EXTRACTED RECORDS »
§ §

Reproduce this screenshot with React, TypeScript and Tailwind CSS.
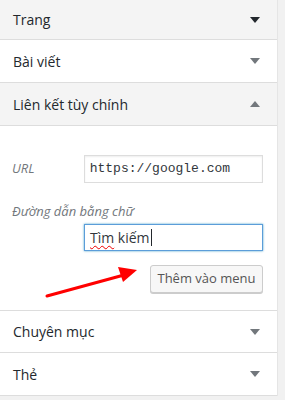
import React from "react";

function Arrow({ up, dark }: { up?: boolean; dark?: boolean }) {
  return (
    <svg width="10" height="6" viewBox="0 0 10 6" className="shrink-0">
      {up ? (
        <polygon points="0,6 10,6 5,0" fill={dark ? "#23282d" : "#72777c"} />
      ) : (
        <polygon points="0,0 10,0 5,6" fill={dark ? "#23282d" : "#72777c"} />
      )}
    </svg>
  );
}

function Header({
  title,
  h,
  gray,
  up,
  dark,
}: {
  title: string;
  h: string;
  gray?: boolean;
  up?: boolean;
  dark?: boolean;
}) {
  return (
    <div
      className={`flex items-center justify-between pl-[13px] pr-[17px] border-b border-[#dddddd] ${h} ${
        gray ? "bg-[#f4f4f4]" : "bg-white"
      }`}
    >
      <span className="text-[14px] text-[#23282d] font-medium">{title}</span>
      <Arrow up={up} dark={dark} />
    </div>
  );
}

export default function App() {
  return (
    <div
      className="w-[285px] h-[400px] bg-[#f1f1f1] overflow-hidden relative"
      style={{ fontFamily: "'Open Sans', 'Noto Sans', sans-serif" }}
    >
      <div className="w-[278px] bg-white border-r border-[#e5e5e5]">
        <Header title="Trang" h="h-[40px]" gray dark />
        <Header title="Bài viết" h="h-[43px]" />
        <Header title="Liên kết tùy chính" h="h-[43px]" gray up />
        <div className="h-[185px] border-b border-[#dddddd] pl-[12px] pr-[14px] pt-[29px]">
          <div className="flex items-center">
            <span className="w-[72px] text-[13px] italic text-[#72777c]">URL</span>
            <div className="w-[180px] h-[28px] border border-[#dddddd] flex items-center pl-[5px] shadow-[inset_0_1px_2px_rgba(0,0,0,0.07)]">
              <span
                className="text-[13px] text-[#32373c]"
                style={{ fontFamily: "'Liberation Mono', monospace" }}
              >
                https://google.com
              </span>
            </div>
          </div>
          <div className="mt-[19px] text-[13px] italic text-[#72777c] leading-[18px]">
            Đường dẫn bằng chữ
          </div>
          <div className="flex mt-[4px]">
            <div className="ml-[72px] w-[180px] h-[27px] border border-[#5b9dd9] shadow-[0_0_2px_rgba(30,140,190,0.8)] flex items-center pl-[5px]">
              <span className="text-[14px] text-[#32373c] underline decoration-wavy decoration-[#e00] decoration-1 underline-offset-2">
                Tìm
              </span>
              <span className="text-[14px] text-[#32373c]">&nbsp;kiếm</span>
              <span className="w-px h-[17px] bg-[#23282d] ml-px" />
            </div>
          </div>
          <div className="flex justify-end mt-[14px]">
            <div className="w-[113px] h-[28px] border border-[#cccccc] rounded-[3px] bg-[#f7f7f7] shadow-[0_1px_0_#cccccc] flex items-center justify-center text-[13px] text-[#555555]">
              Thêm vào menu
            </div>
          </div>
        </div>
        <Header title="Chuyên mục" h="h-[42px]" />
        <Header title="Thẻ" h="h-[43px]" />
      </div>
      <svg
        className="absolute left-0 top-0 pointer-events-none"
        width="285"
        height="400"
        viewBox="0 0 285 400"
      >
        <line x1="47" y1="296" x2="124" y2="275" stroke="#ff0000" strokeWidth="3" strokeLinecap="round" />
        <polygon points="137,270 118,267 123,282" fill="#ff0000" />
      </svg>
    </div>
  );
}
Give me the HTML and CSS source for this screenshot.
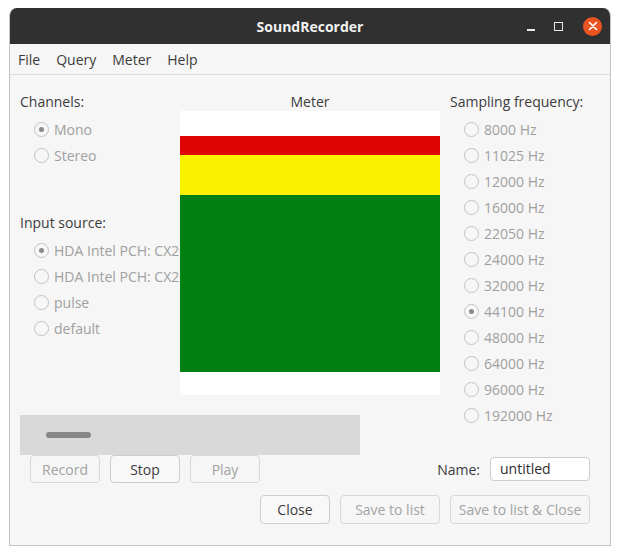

§ §

PROBLEM TO SOLVE » Restate the full listing verbatim and drop every picture.

OUTPUT OF THE EXERCISE »
Reproduce this screenshot with React, TypeScript and Tailwind CSS.
import React from "react";

function Arrow({ up, dark }: { up?: boolean; dark?: boolean }) {
  return (
    <svg width="10" height="6" viewBox="0 0 10 6" className="shrink-0">
      {up ? (
        <polygon points="0,6 10,6 5,0" fill={dark ? "#23282d" : "#72777c"} />
      ) : (
        <polygon points="0,0 10,0 5,6" fill={dark ? "#23282d" : "#72777c"} />
      )}
    </svg>
  );
}

function Header({
  title,
  h,
  gray,
  up,
  dark,
}: {
  title: string;
  h: string;
  gray?: boolean;
  up?: boolean;
  dark?: boolean;
}) {
  return (
    <div
      className={`flex items-center justify-between pl-[13px] pr-[17px] border-b border-[#dddddd] ${h} ${
        gray ? "bg-[#f4f4f4]" : "bg-white"
      }`}
    >
      <span className="text-[14px] text-[#23282d] font-medium">{title}</span>
      <Arrow up={up} dark={dark} />
    </div>
  );
}

export default function App() {
  return (
    <div
      className="w-[285px] h-[400px] bg-[#f1f1f1] overflow-hidden relative"
      style={{ fontFamily: "'Open Sans', 'Noto Sans', sans-serif" }}
    >
      <div className="w-[278px] bg-white border-r border-[#e5e5e5]">
        <Header title="Trang" h="h-[40px]" gray dark />
        <Header title="Bài viết" h="h-[43px]" />
        <Header title="Liên kết tùy chính" h="h-[43px]" gray up />
        <div className="h-[185px] border-b border-[#dddddd] pl-[12px] pr-[14px] pt-[29px]">
          <div className="flex items-center">
            <span className="w-[72px] text-[13px] italic text-[#72777c]">URL</span>
            <div className="w-[180px] h-[28px] border border-[#dddddd] flex items-center pl-[5px] shadow-[inset_0_1px_2px_rgba(0,0,0,0.07)]">
              <span
                className="text-[13px] text-[#32373c]"
                style={{ fontFamily: "'Liberation Mono', monospace" }}
              >
                https://google.com
              </span>
            </div>
          </div>
          <div className="mt-[19px] text-[13px] italic text-[#72777c] leading-[18px]">
            Đường dẫn bằng chữ
          </div>
          <div className="flex mt-[4px]">
            <div className="ml-[72px] w-[180px] h-[27px] border border-[#5b9dd9] shadow-[0_0_2px_rgba(30,140,190,0.8)] flex items-center pl-[5px]">
              <span className="text-[14px] text-[#32373c] underline decoration-wavy decoration-[#e00] decoration-1 underline-offset-2">
                Tìm
              </span>
              <span className="text-[14px] text-[#32373c]">&nbsp;kiếm</span>
              <span className="w-px h-[17px] bg-[#23282d] ml-px" />
            </div>
          </div>
          <div className="flex justify-end mt-[14px]">
            <div className="w-[113px] h-[28px] border border-[#cccccc] rounded-[3px] bg-[#f7f7f7] shadow-[0_1px_0_#cccccc] flex items-center justify-center text-[13px] text-[#555555]">
              Thêm vào menu
            </div>
          </div>
        </div>
        <Header title="Chuyên mục" h="h-[42px]" />
        <Header title="Thẻ" h="h-[43px]" />
      </div>
      <svg
        className="absolute left-0 top-0 pointer-events-none"
        width="285"
        height="400"
        viewBox="0 0 285 400"
      >
        <line x1="47" y1="296" x2="124" y2="275" stroke="#ff0000" strokeWidth="3" strokeLinecap="round" />
        <polygon points="137,270 118,267 123,282" fill="#ff0000" />
      </svg>
    </div>
  );
}
Give me the HTML and CSS source for this screenshot.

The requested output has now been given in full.